While our code directly creates and interacts with sqlite3 database, we can also use command line tools to do so similar to SQL-based CLIs for Postgres (pg) and MySQL (mysql).

VS Code

In vscode you can access the database with many extensions.

This is a popular one:

• vscode:extension/mtxr.sqltools
• vscode:extension/mtxr.sqltools-driver-sqlite

Command Line

If you are using your own local Ubuntu VM, you can install the CLI by running the command:

sudo apt-get install sqlite3 libsqlite3-dev

On windows you can install it with

winget install -e --id SQLite.SQLite

Bring up the guestbook.db database within sqlite3 via the following command. (You must be in the correct folder):

sqlite3 guestbook.db

Then, within the sqlite client, perform the following commands and take a screenshot of their output to include in your lab notebook.

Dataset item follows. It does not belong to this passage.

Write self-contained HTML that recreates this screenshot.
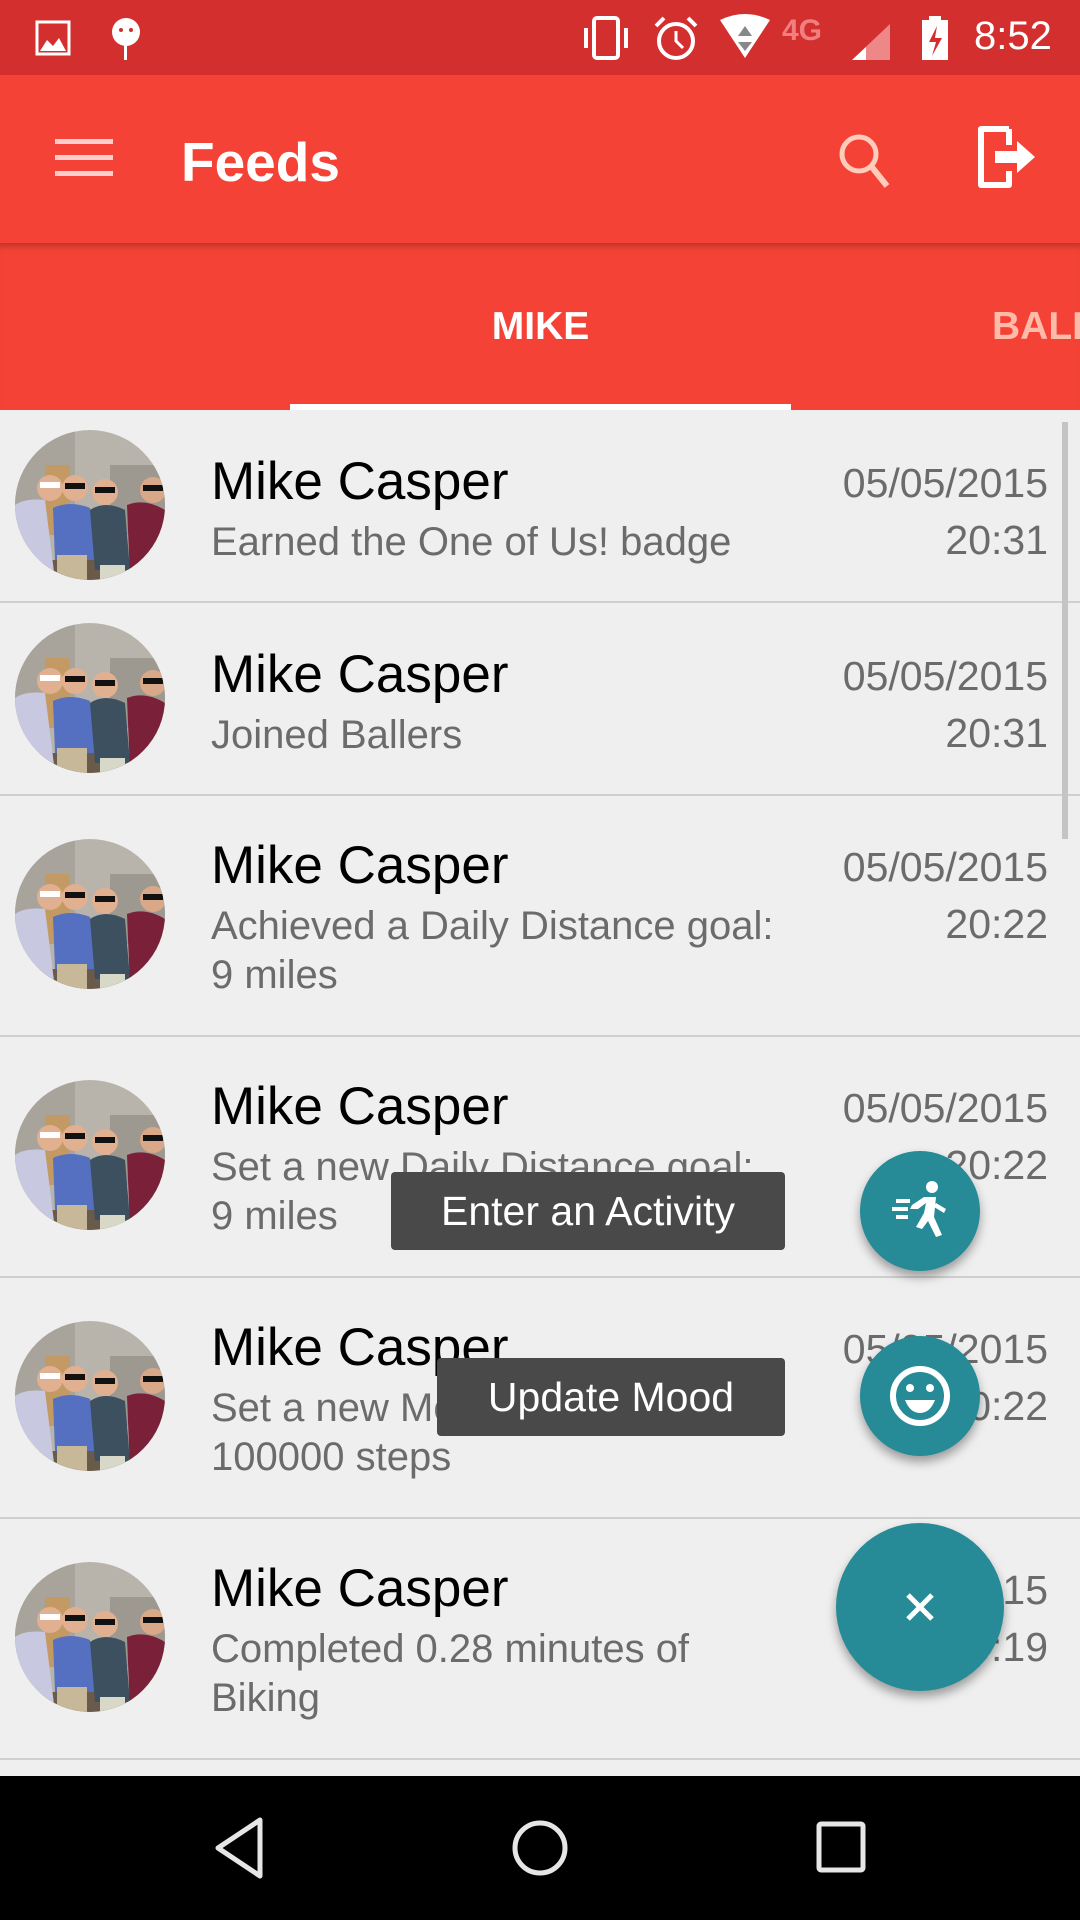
<!DOCTYPE html>
<html><head><meta charset="utf-8"><style>
*{margin:0;padding:0;box-sizing:border-box}
html,body{overflow:hidden}
body{width:1080px;height:1920px;overflow:hidden;background:#efefef;font-family:"Liberation Sans",sans-serif;position:relative}
.abs{position:absolute}
.status{left:0;top:0;width:1080px;height:75px;background:#d32f2f;overflow:hidden}
.bar{left:0;top:75px;width:1080px;height:168px;background:#f44336}
.tabs{left:0;top:243px;width:1080px;height:167px;background:#f44336;box-shadow:inset 0 8px 8px -6px rgba(0,0,0,.3);overflow:hidden}
.row{position:absolute;left:0;width:1080px;border-bottom:2px solid #cfcfcf}
.name{position:absolute;left:211px;font-size:53px;color:#000}
.sub{position:absolute;left:211px;font-size:40px;color:#6b6b6b;line-height:49px}
.date{position:absolute;right:32px;font-size:41px;color:#6b6b6b;text-align:right;line-height:57px}
.av{position:absolute;left:15px;width:150px;height:150px}
.tip{position:absolute;background:#494949;color:#fff;font-size:41px;text-align:center;border-radius:4px}
.fab{position:absolute;border-radius:50%;background:#268a97;box-shadow:0 6px 10px rgba(0,0,0,.35)}
</style></head><body>
<svg width="0" height="0" style="position:absolute"><defs>
<clipPath id="cc"><circle cx="75" cy="75" r="75"/></clipPath>
<symbol id="av" viewBox="0 0 150 150"><g clip-path="url(#cc)">
<rect width="150" height="150" fill="#b8b4ac"/>
<rect x="0" y="0" width="60" height="90" fill="#a8a49c"/>
<rect x="30" y="35" width="25" height="70" fill="#c49a64"/>
<rect x="95" y="35" width="60" height="70" fill="#9d9890"/>
<rect x="0" y="130" width="150" height="20" fill="#6a5a4a"/>
<path d="M0 75 Q10 68 30 70 L40 150 L0 150Z" fill="#c8c8e0"/>
<path d="M38 78 Q55 70 75 78 L80 130 L40 130Z" fill="#5570c0"/>
<rect x="42" y="125" width="30" height="25" fill="#c8b89a"/>
<path d="M75 80 Q90 70 110 80 L115 140 L80 140Z" fill="#3d5060"/>
<rect x="85" y="135" width="25" height="15" fill="#d8d8c8"/>
<path d="M112 75 Q130 68 150 80 L150 150 L115 150Z" fill="#7a2038"/>
<circle cx="35" cy="58" r="13" fill="#e0b090"/><circle cx="60" cy="58" r="13" fill="#e0b090"/>
<circle cx="90" cy="62" r="13" fill="#e0b090"/><circle cx="138" cy="60" r="13" fill="#d8a888"/>
<rect x="25" y="52" width="20" height="6" fill="#fff"/><rect x="50" y="53" width="20" height="6" fill="#111"/>
<rect x="80" y="57" width="20" height="6" fill="#111"/><rect x="128" y="55" width="20" height="6" fill="#111"/>
</g></symbol></defs></svg>

<div class="abs status">
<svg class="abs" style="left:35px;top:20px" width="40" height="36"><rect x="2" y="2" width="32" height="32" fill="none" stroke="#fff" stroke-width="3"/><path d="M5 31 L12 20 L18 26 L24 18 L31 31Z" fill="#fff"/></svg>
<svg class="abs" style="left:108px;top:14px" width="36" height="48"><circle cx="18" cy="18" r="14" fill="#fff"/><rect x="16" y="30" width="3" height="16" fill="#fff"/><circle cx="13" cy="16" r="2" fill="#d32f2f"/><circle cx="23" cy="16" r="2" fill="#d32f2f"/></svg>
<svg class="abs" style="left:580px;top:14px" width="56" height="48"><rect x="14" y="4" width="24" height="40" rx="3" fill="none" stroke="#fff" stroke-width="4"/><rect x="4" y="14" width="4" height="20" fill="#fff"/><rect x="44" y="14" width="4" height="20" fill="#fff"/></svg>
<svg class="abs" style="left:652px;top:14px" width="48" height="48"><circle cx="24" cy="27" r="17" fill="none" stroke="#fff" stroke-width="4"/><path d="M24 17 V27 L31 34" stroke="#fff" stroke-width="3" fill="none"/><path d="M4 12 L12 4 M44 12 L36 4" stroke="#fff" stroke-width="4"/></svg>
<svg class="abs" style="left:718px;top:14px" width="54" height="46"><path d="M2 6 Q27 -6 52 6 L27 44Z" fill="#fff"/><path d="M27 12 L20 22 H34Z M20 28 H34 L27 37Z" fill="#888"/></svg>
<div class="abs" style="left:782px;top:14px;color:#f08080;font-size:30px;font-weight:bold">4G</div>
<svg class="abs" style="left:850px;top:22px" width="42" height="40"><path d="M2 38 L40 2 V38Z" fill="#e88"/><path d="M2 38 L16 25 V38Z" fill="#fff"/></svg>
<svg class="abs" style="left:920px;top:14px" width="30" height="48"><rect x="9" y="2" width="12" height="6" fill="#fff"/><rect x="2" y="6" width="26" height="40" fill="#fff"/><path d="M17 12 L9 28 H16 L12 42 L22 24 H15Z" fill="#d32f2f"/></svg>
<div class="abs" style="left:974px;top:14px;color:#fff;font-size:40px">8:52</div>
</div>

<div class="abs bar">
<svg class="abs" style="left:55px;top:62px" width="58" height="42"><rect y="2" width="58" height="5" fill="#fcc"/><rect y="18" width="58" height="5" fill="#fcc"/><rect y="34" width="58" height="5" fill="#fcc"/></svg>
<div class="abs" style="left:181px;top:55px;color:#fff;font-size:55px;font-weight:bold">Feeds</div>
<svg class="abs" style="left:835px;top:55px" width="60" height="60"><circle cx="24" cy="24" r="17" fill="none" stroke="#fcb" stroke-width="5"/><path d="M36 36 L52 56" stroke="#fcb" stroke-width="6"/></svg>
<svg class="abs" style="left:975px;top:50px" width="66" height="66"><path d="M34 4 H6 V60 H34 V46" fill="none" stroke="#fff" stroke-width="6" stroke-linejoin="round"/><path d="M34 20 V4" stroke="#fff" stroke-width="6"/><path d="M20 26 H42 V16 L60 32 L42 48 V38 H20Z" fill="#fff"/></svg>
</div>

<div class="abs tabs">
<div class="abs" style="left:290px;width:501px;top:62px;text-align:center;color:#fff;font-size:39px;font-weight:bold">MIKE</div>
<div class="abs" style="left:992px;top:62px;color:#fba;font-size:39px;font-weight:bold;white-space:nowrap">BALLERS</div>
<div class="abs" style="left:290px;top:161px;width:501px;height:6px;background:#fff"></div>
</div>

<div class="row" style="top:410px;height:193px"><svg class="av" style="top:20px"><use href="#av"/></svg>
<div class="name" style="top:41px">Mike Casper</div><div class="sub" style="top:108px">Earned the One of Us! badge</div>
<div class="date" style="top:45px">05/05/2015<br>20:31</div></div>
<div class="row" style="top:601px;height:195px"><svg class="av" style="top:22px"><use href="#av"/></svg>
<div class="name" style="top:43px">Mike Casper</div><div class="sub" style="top:110px">Joined Ballers</div>
<div class="date" style="top:47px">05/05/2015<br>20:31</div></div>
<div class="row" style="top:794px;height:243px"><svg class="av" style="top:45px"><use href="#av"/></svg>
<div class="name" style="top:41px">Mike Casper</div><div class="sub" style="top:108px">Achieved a Daily Distance goal:<br>9 miles</div>
<div class="date" style="top:45px">05/05/2015<br>20:22</div></div>
<div class="row" style="top:1035px;height:243px"><svg class="av" style="top:45px"><use href="#av"/></svg>
<div class="name" style="top:41px">Mike Casper</div><div class="sub" style="top:108px">Set a new Daily Distance goal:<br>9 miles</div>
<div class="date" style="top:45px">05/05/2015<br>20:22</div></div>
<div class="row" style="top:1276px;height:243px"><svg class="av" style="top:45px"><use href="#av"/></svg>
<div class="name" style="top:41px">Mike Casper</div><div class="sub" style="top:108px">Set a new Monthly Steps goal:<br>100000 steps</div>
<div class="date" style="top:45px">05/05/2015<br>20:22</div></div>
<div class="row" style="top:1517px;height:243px"><svg class="av" style="top:45px"><use href="#av"/></svg>
<div class="name" style="top:41px">Mike Casper</div><div class="sub" style="top:108px">Completed 0.28 minutes of<br>Biking</div>
<div class="date" style="top:45px">05/05/2015<br>20:19</div></div>

<div class="abs" style="left:1062px;top:422px;width:6px;height:417px;background:#c4c4c4"></div>

<div class="tip" style="left:391px;top:1172px;width:394px;height:78px;line-height:78px">Enter an Activity</div>
<div class="tip" style="left:437px;top:1358px;width:348px;height:78px;line-height:78px">Update Mood</div>

<div class="fab" style="left:860px;top:1151px;width:120px;height:120px">
<svg width="120" height="120"><g fill="#fff"><circle cx="72" cy="36" r="6"/><path d="M64 46 L76 46 L74 66 L82 84 L76 86 L68 70 L62 78 L56 76 L64 62 L66 52 L58 58 H50 L52 54Z"/><path d="M76 52 L86 58 L84 62 L74 56Z"/><rect x="36" y="48" width="14" height="4"/><rect x="32" y="56" width="16" height="4"/><rect x="36" y="64" width="12" height="4"/></g></svg></div>
<div class="fab" style="left:860px;top:1336px;width:120px;height:120px">
<svg width="120" height="120"><circle cx="60" cy="60" r="27" fill="none" stroke="#fff" stroke-width="6"/><circle cx="50" cy="52" r="4" fill="#fff"/><circle cx="70" cy="52" r="4" fill="#fff"/><path d="M45 64 H75 Q70 77 60 77 Q50 77 45 64Z" fill="#fff"/></svg></div>
<div class="fab" style="left:836px;top:1523px;width:168px;height:168px">
<svg width="168" height="168"><path d="M72 72 L96 96 M96 72 L72 96" stroke="#fff" stroke-width="5"/></svg></div>

<div class="abs" style="left:0;top:1776px;width:1080px;height:144px;background:#000">
<svg class="abs" style="left:210px;top:40px" width="60" height="64"><path d="M50 4 L8 32 L50 60Z" fill="none" stroke="#e6e6e6" stroke-width="5" stroke-linejoin="round"/></svg>
<svg class="abs" style="left:510px;top:42px" width="60" height="60"><circle cx="30" cy="30" r="25" fill="none" stroke="#e6e6e6" stroke-width="5"/></svg>
<svg class="abs" style="left:815px;top:44px" width="52" height="54"><rect x="4" y="4" width="44" height="46" rx="2" fill="none" stroke="#e6e6e6" stroke-width="5"/></svg>
</div>
</body></html>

• List the tables in the database and note the table name

sqlite> .tables

• Then, output the schema for the table via its name

sqlite> .schema <table_name>

• Finally, perform a SQL query to dump out all rows in the table

sqlite> select * from <table_name>;

Primary Key

We therefore did not need to add a primary key column.

You can see it with:

sqlite> SELECT rowid, * from <table_name>;

And also used it:

sqlite> UPDATE entries SET email = 'test@test.com' WHERE rowid = 1;